I was going on 30, but I had zero exposure to infants up to that point. I had done a lot of reading in preparation for the birth, but that just made me more nervous.
Other than 3 months of morning sickness and a diagnosis of Gestational Diabetes, the pregnancy was fine. In fact, Katherine was born on her due date. I often joke that it was the only day in her life that she was on time for an event.
I had a great doctor thanks to the recommendation by my friend Merry Poe who had two babies by then. Dr. Izanec was very patient in answering my questions and concerns.
My two biggest concerns were: 1) I didn't want to wear a hospital gown, and 2) I didn't want an episiotomy. Dr. Izanec said I could wear my regular pajamas, but they might get a little messy. And he assured me that an episiotomy would be done as a last result. He told me he had begun his career with a group of midwives, and he learned how to deliver a baby in slow motion.
The day Katherine was born - October 27 - I woke up at 6:00 a.m. in labor. By the way, all three times, my labor started first thing in the morning, so Don and I never lost any sleep! We waited until the contractions were regular, and then we headed to the hospital. I'll never forget how beautiful it was that day. The sun was shining, and snow had covered the ground overnight. It was the first snow of the year.
We were excited and I was a little scared because, you know, babies tend to be a bit larger than the hole they are going to squeeze out of. I imagined some pain would be involved. I had read that it was better to deliver the baby "naturally," so that was what I was determined to do.
All was fine for a few hours. We got to the hospital around 8:00 a.m. and got situated in the birthing room. Rather than sacrifice my own pretty nightgown, I changed in to the hospital gown.I think Don wished it were olden times so he could sit out in the waiting room smoking a cigar. But current custom called for the dad to be present in the room while his wife panted and screamed.
Once labor progressed, I had to keep my head on straight. It was one of those mind over matter situations. At one point, I began to hyperventilate, so the nurse made me breathe into a paper bag. I'm not going to lie - childbirth is painful! After I began pushing and Dr. Izanec arrived, I reminded him that I didn't want an episiotomy. I can't remember, but I think that made him chuckle.

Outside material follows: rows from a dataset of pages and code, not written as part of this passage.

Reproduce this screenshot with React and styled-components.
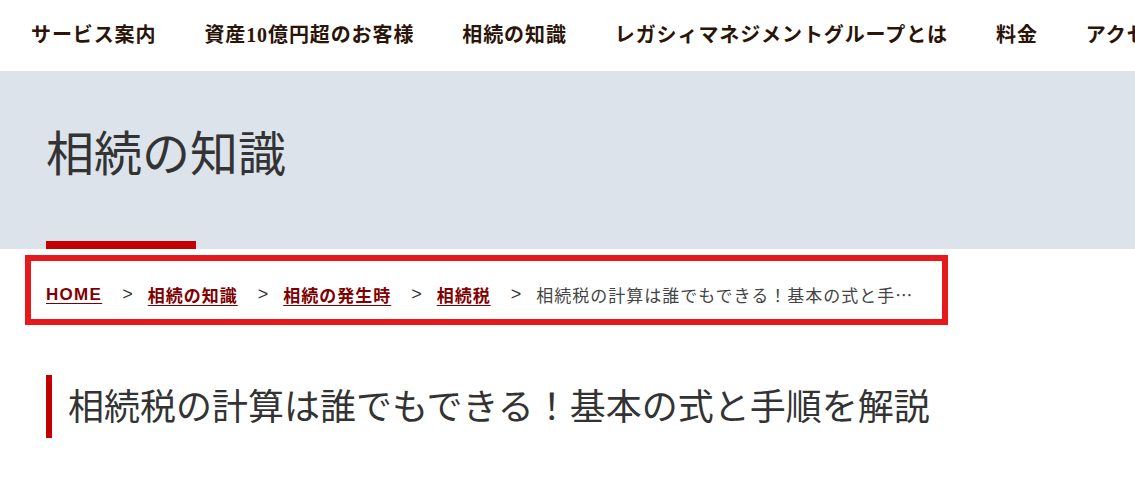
import React from 'react';
import styled, { createGlobalStyle } from 'styled-components';

const GlobalStyle = createGlobalStyle`
  html, body {
    margin: 0;
    padding: 0;
    background: #ffffff;
    overflow: hidden;
  }
  body {
    font-family: "Noto Sans CJK JP", "Noto Sans", sans-serif;
    color: #333333;
  }
`;

const Page = styled.div`
  width: 1135px;
  height: 499px;
  overflow: hidden;
`;

const Nav = styled.nav`
  height: 71px;
  display: flex;
  align-items: center;
  gap: 48px;
  padding: 0 0 5px 31px;
  box-sizing: border-box;
  white-space: nowrap;
  overflow: hidden;
`;

const NavItem = styled.a`
  font-family: "Liberation Serif", "Noto Sans CJK JP", serif;
  font-weight: 700;
  font-size: 20px;
  letter-spacing: 0.9px;
  color: #2b1408;
  text-decoration: none;
  flex-shrink: 0;
`;

const Hero = styled.header`
  height: 178px;
  background: #dce3ea;
  display: flex;
  flex-direction: column;
  justify-content: space-between;
  padding: 0 0 0 46px;
  box-sizing: border-box;
`;

const HeroTitle = styled.h1`
  margin: 48px 0 0;
  font-size: 48px;
  font-weight: 400;
  line-height: 62px;
  color: #333333;
`;

const HeroBar = styled.div`
  width: 150px;
  height: 8px;
  background: #c20000;
`;

const Crumbs = styled.ol`
  list-style: none;
  margin: 6px 0 0 25px;
  width: 923px;
  height: 70px;
  box-sizing: border-box;
  border: 6px solid #e8191c;
  padding: 9px 29px 0 15px;
  display: flex;
  align-items: center;
  font-size: 17px;
  white-space: nowrap;
`;

const Crumb = styled.li`
  display: flex;
  align-items: center;
  flex-shrink: ${(p) => (p.$current ? 1 : 0)};
  min-width: 0;
  color: #444444;
  letter-spacing: 1px;

  &:not(:first-child)::before {
    content: '>';
    font-family: "Liberation Sans", sans-serif;
    font-size: 18px;
    color: #333333;
    letter-spacing: 0;
    padding: 0 15px 0 20px;
    flex-shrink: 0;
  }
`;

const CrumbLink = styled.a`
  color: #800000;
  font-weight: 700;
  text-decoration: underline;
  text-underline-offset: 3px;
  font-family: ${(p) => (p.$latin ? '"Liberation Sans", sans-serif' : 'inherit')};
  letter-spacing: ${(p) => (p.$latin ? '1.3px' : 'inherit')};
`;

const CrumbText = styled.span`
  overflow: hidden;
  text-overflow: ellipsis;
  min-width: 0;
`;

const ArticleTitle = styled.h2`
  margin: 50px 0 0 46px;
  border-left: 6px solid #c20000;
  padding: 0 0 6px 16px;
  height: 63px;
  box-sizing: border-box;
  display: flex;
  align-items: center;
  font-size: 36px;
  font-weight: 400;
  color: #333333;
  white-space: nowrap;
`;

const navItems = [
  'サービス案内',
  '資産10億円超のお客様',
  '相続の知識',
  'レガシィマネジメントグループとは',
  '料金',
  'アクセス',
];

const crumbs = [
  { label: 'HOME', latin: true },
  { label: '相続の知識' },
  { label: '相続の発生時' },
  { label: '相続税' },
];

export default function App() {
  return (
    <Page>
      <GlobalStyle />
      <Nav>
        {navItems.map((item) => (
          <NavItem key={item} href="#">
            {item}
          </NavItem>
        ))}
      </Nav>
      <Hero>
        <HeroTitle>相続の知識</HeroTitle>
        <HeroBar />
      </Hero>
      <Crumbs>
        {crumbs.map((c) => (
          <Crumb key={c.label}>
            <CrumbLink href="#" $latin={c.latin}>
              {c.label}
            </CrumbLink>
          </Crumb>
        ))}
        <Crumb $current>
          <CrumbText>相続税の計算は誰でもできる！基本の式と手順を解説</CrumbText>
        </Crumb>
      </Crumbs>
      <ArticleTitle>相続税の計算は誰でもできる！基本の式と手順を解説</ArticleTitle>
    </Page>
  );
}
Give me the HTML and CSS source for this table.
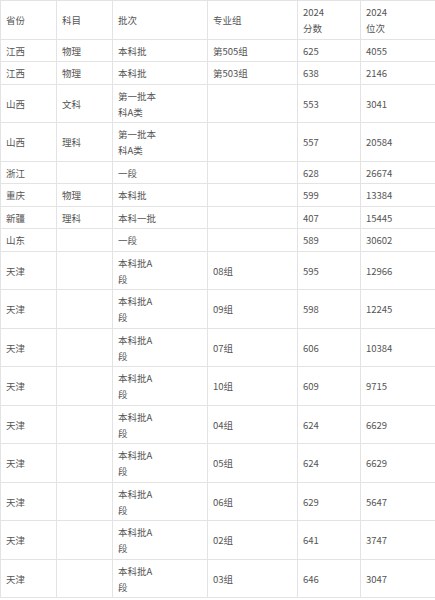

Don did his best to comfort me. He fed me ice chips and rubbed my arm and helped me breathe steadily. He really stepped up to the plate that day.
Total labor time with Katherine was about 8 hours, which isn't bad for a first born. She came out weighing 7 lbs. 2 oz. and ready for life. No episiotomy either.
At 4:30 p.m. that day our family of two became three! It is true that once you see your baby, the pain of childbirth becomes a distant memory. Pure joy takes over instantly. The child you hold in your arms is truly a miracle. A miracle of new life sent from God.